Physicians, economists and politicians are filling the airwaves with their views about the COVID-19 pandemic. I decided to call a well-known social psychologist to ask how this crisis will change the world. What he said was surprisingly optimistic amid so much doom and gloom.

Professor Peter Coleman, a Columbia University professor of psychology who studies political conflicts and natural disasters around the world, says the coronavirus crisis may lead to a decline in political polarization in the United States and beyond.

Coleman, who is about to publish a new book entitled “The Way Out: How to Overcome Toxic Polarization,” says several studies have shown that “common enemies” like the coronavirus have helped deeply divided societies come together in the past.

The same could happen in the United States, and in European and Latin American countries where political polarization has risen dramatically in recent years, he said.

Coleman cited the case of the 56-day Nazi bombing campaign against the Britain, which Prime Minister Winston Churchill’s cabinet thought would drive people to turn against each other for scarce resources. Instead, it created a rise in altruism, compassion, generosity and actions for the common good.

Something similar happened after the 2004 tsunami in Indonesia. Ethnic groups that were fighting each other, the government and insurgents put their differences aside and helped communities rebuild, he said.

The second reason why Coleman is cautiously optimistic about a decline in polarization is that natural catastrophes have often acted as “shocks to the political system.” Over a period of years, they resulted in major political changes.

A study of 850 inter-state conflicts that took place between 1816 to 1992 found that more than 75 percent of them ended within 10 years of a major destabilizing shock, he said.

Another study by Princeton University political scientist Professor Nolan McCarty showed that the United States had a deeply polarized political system in the late 19th and early 20th centuries, but saw a significant rise in political cooperation after 1924. That was a decade after World War I and after the 1918 flu pandemic that killed 50 million worldwide.

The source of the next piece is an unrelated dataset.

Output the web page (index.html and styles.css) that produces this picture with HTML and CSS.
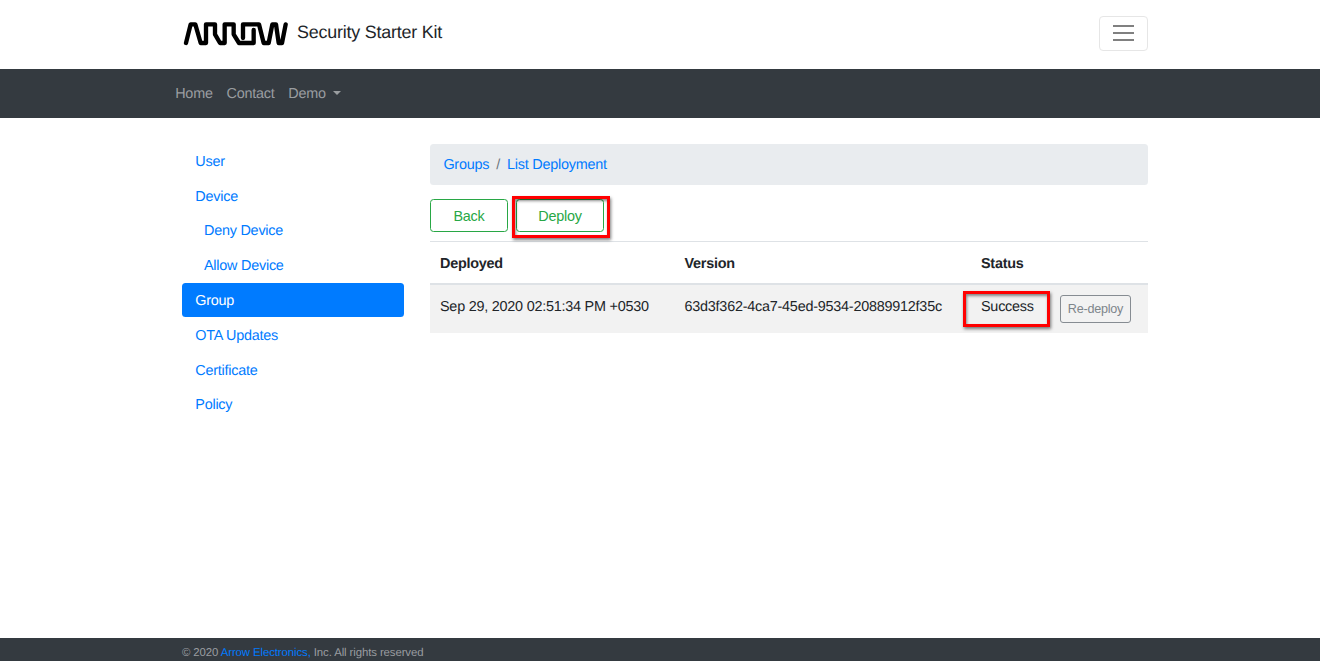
FILE: index.html
```html
<!DOCTYPE html>
<html lang="en">
<head>
<meta charset="utf-8">
<title>Security Starter Kit</title>
<link rel="stylesheet" href="styles.css">
</head>
<body>
<header class="header">
  <div class="container header-inner">
    <svg class="logo" viewBox="0 0 330 96" role="img" aria-label="Arrow">
      <path d="M12 75L26 19H40L56 75H72V19H99V49L114 75H128V19H155V49L171 75H215V36M183 60V19H231L245 75H260L271 19H282L290 75H300L311 19"/>
    </svg>
    <span class="brand">Security Starter Kit</span>
    <button class="toggler" aria-label="Menu"><span></span><span></span><span></span></button>
  </div>
</header>
<nav class="navbar">
  <div class="container navbar-inner">
    <a>Home</a><a>Contact</a><a class="dropdown">Demo</a>
  </div>
</nav>
<main class="container main">
  <aside class="sidebar">
    <a>User</a>
    <a>Device</a>
    <a class="sub">Deny Device</a>
    <a class="sub">Allow Device</a>
    <a class="active">Group</a>
    <a>OTA Updates</a>
    <a>Certificate</a>
    <a>Policy</a>
  </aside>
  <section class="content">
    <div class="breadcrumb"><a>Groups</a><i>/</i><a>List Deployment</a></div>
    <div class="actions">
      <button class="btn back">Back</button>
      <div class="mark-host"><button class="btn deploy">Deploy</button><span class="mark mark-deploy"></span></div>
    </div>
    <div class="table">
      <div class="row head"><b>Deployed</b><b>Version</b><b>Status</b></div>
      <div class="row body">
        <span>Sep 29, 2020 02:51:34 PM +0530</span>
        <span class="version">63d3f362-4ca7-45ed-9534-20889912f35c</span>
        <span class="mark-host">Success<span class="mark mark-status"></span></span>
        <button class="redeploy">Re-deploy</button>
      </div>
    </div>
  </section>
</main>
<footer class="footer">
  <div class="container footer-inner">© 2020 <a>Arrow Electronics,</a> Inc. All rights reserved</div>
</footer>
</body>
</html>
```
FILE: styles.css
```css
* { box-sizing: border-box; }
body {
  margin: 0;
  height: 661px;
  overflow: hidden;
  display: flex;
  flex-direction: column;
  background: #fff;
  color: #212529;
  font: 14.4px/21px "Liberation Sans", Arial, sans-serif;
  letter-spacing: -.23px;
  text-rendering: geometricPrecision;
}
button { font: inherit; letter-spacing: inherit; background: transparent; padding: 0; }
.container { width: 966px; margin-left: 182px; }
.header { height: 69px; flex: none; }
.header-inner { display: flex; align-items: flex-start; }
.logo { width: 110px; height: 32px; margin-top: 18px; fill: none; stroke: #000; stroke-width: 13; stroke-linecap: round; stroke-linejoin: round; }
.brand { margin: 19px 0 0 5px; font-size: 17.9px; line-height: 26px; letter-spacing: -.2px; }
.toggler {
  width: 49px; height: 35px; margin: 15.5px 0 0 auto;
  border: 1px solid #e6e6e6; border-radius: 4px;
  display: flex; flex-direction: column; align-items: center; justify-content: center; gap: 5px;
}
.toggler span { width: 21px; height: 2px; background: #808080; }
.navbar { height: 48.5px; flex: none; background: #343a40; }
.navbar-inner { display: flex; gap: 13.8px; padding-top: 15px; color: #9a9da0; }
.navbar-inner a:first-child { margin-left: -6.8px; }
.dropdown { display: flex; align-items: center; gap: 7px; }
.dropdown::after { content: ""; border: 4px solid transparent; border-top-color: currentColor; border-bottom: 0; margin-top: -3px; }
.main { flex: 1; display: flex; padding-top: 26px; }
.sidebar { width: 222px; margin-right: 26px; display: flex; flex-direction: column; color: #007bff; }
.sidebar a { height: 34.8px; padding: 8.3px 13.3px 0; border-radius: 3.5px; }
.sidebar .sub { padding-left: 22px; }
.sidebar .active { background: #007bff; color: #fff; }
.content { flex: 1; }
.breadcrumb {
  height: 41.5px; padding: 11.5px 13.4px 0; border-radius: 3.5px;
  display: flex; gap: 7px; background: #e9ecef; color: #007bff;
}
.breadcrumb i { font-style: normal; color: #6c757d; }
.actions { display: flex; gap: 8px; margin-top: 14px; height: 42px; }
.btn { height: 33px; padding-top: 1px; border: 1px solid #28a745; border-radius: 3.5px; color: #28a745; display: block; }
.back { width: 78px; }
.deploy { width: 88px; }
.mark-host { position: relative; }
.mark { position: absolute; border: 3px solid #f00; box-shadow: 1px 2px 3px rgba(0,0,0,.5), inset 1px 2px 3px rgba(0,0,0,.45); }
.mark-deploy { left: -4px; top: -3px; width: 98px; height: 42px; }
.mark-status { left: -18px; top: -6px; width: 87px; height: 36px; }
.row { display: grid; grid-template-columns: 244.5px 296.5px 79px 71px; padding-left: 10px; }
.head { height: 42px; padding-top: 11.5px; border-top: 1px solid #dee2e6; }
.body { height: 50px; padding-top: 12px; border-top: 2px solid #dee2e6; background: #f2f2f2; align-items: start; }
.redeploy { height: 28px; margin-top: -2px; padding-top: 1px; border: 1px solid #868c92; border-radius: 3px; color: #7e858b; font-size: 12.6px; }
.footer { height: 23.5px; flex: none; background: #343a40; color: #9a9da0; font-size: 11.4px; letter-spacing: -.1px; }
.footer-inner { padding-top: 5.5px; }
.footer a { color: #007bff; }
```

“The point is that these kinds of shock, like the current pandemic, is not a guarantee of any type of change, but it is oftentimes a necessary condition to change deeply entrenched patterns like political polarization around the world,” Coleman told me.

Sure enough, we are already seeing some examples of this nowadays. In Colombia, the National Liberation Army (ELN) guerrilla group recently declared a one-month cease-fire in its insurgency as a “humanitarian gesture.” In Argentina, President Alberto Fernandez and Buenos Aires mayor Horacio Rodriguez Larreta, bitter political rivals, have met to jointly fight the pandemic in the country’s capital.

But there are also reasons to be skeptical about overly optimistic scenarios. Nationalism and populism were already on the rise before the COVID-19 crisis, as we’ve seen with the election of President Trump, Boris Johnson in Britain and Jair Bolsonaro in Brazil, among others.

And globalism seems to be in trouble. Unlike what happened during the 2001 and 2008 crises, this is the first time in recent memory in which the United States is not leading a coordinated global initiative to fight a global problem.

Trump, a self-described nationalist, has not proposed any major global strategy to fight COVID-19, for which he has blamed China. And China is blaming Trump’s erratic response to the virus — first minimizing its threat, and only recently acknowledging its gravity — for its deadly toll in the United States.

We’re seeing an every-country-for-itself world — far from the solidarity and joint action for the common good that Coleman is talking about.

So far, it’s hard to see this crisis leading to a resurgence of solidarity at the national or global stage in most countries. But the good news is that, if Coleman is right, there is often a delayed effect of about 10 years between the time of big catastrophes and major changes for the better in countries’ behavior.

There’s still hope for a less polarized, more collaborative and better world as a result of this crisis.